Mr. Brooks (2007)– What a departure from his past filmography! Mr. Brooks is Kevin Costner’s attempt to cross the great divide, from the heroic and noble to the villainous, from Eliot Ness, Mafia annihilator to Earl Brooks, serial killer. Wait, did he cross that divide or has he got one foot on each side, straddling in a precarious position with shifting identity? Maybe that’s the point this movie is trying to get across. Mr. Brooks is a successful businessman, philanthropist, loving husband and father, and at the same time, serial killer. What an interesting theme to explore, but ironically, the purpose seems to be marred by the attempts at making it work. The film itself is a schizophrenic struggle between classic Hitchcockian psychological thriller and dark humor with a contemporary flare, thanks to comedian Dane Cook fanning the flame.
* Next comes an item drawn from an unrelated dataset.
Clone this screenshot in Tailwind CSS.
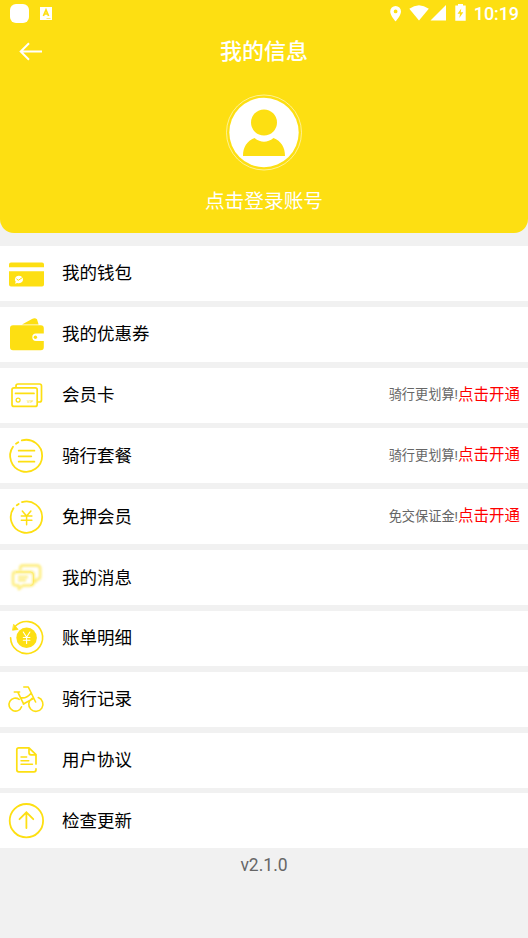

William Hurt’s role as Brooks’ alter ego also is both effective and self-defeating. At times he is the tempter, at other times he is the companion and friend, still other times he is the clairvoyant, predicting the future…Seems like he too has crossed that line from reality to fantasy. The action sequence though is crisp and captivating, particularly in the kidnapping scene of detective Tracy Atwood, played by Demi Moore. Unfortunately, the intersection of Costner and Moore is a story line that the film fails to dwell into, one that could enhance both character development and certainly thicken the plot. Such lack is compensated by the twists in the story, and the ending is thought provoking. Mr. Costner, nice try at being nasty, but somehow your look and demeanor betray your attempt. This movie makes me appreciate all the more the many heroic and redemptive roles you have played in the past. Having said that, I look forward to the new turn of film making you’re venturing out into and I must say, for love of the game, go for it.

~~1/2 Ripples

A Perfect World

A Perfect World (1993) — The title itself is hint enough that Eastwood is not bringing out another Dirty Harry sequel, even though it has all the ingredients: an escaped convict, a kidnapped child, an eager sheriff, a host of law enforcement officers whose ammunition is hubris and self-importance. In A Perfect World, the convict is a conscientious man torn between good and evil, a typical human being in any typical town. A kidnapped child is a friendly ghost, just wanting to have some fun, and willingly went along for the ride. And the Law, the law is the ever uncompromising, unbending authority seeking justice without mercy, revenge without compassion. At the end, Eastwood has us thinking, who actually is the good, the bad, and the hybrid? Costner has presented a very convincing character, tormented by his own demons, yet striving to right any wrongs driven by almost quixotic passion, an imperfect man righting the wrongs in an imperfect world. What do we know? As Eastwood’s character concludes at the end…nothing….well worth the time in finding out.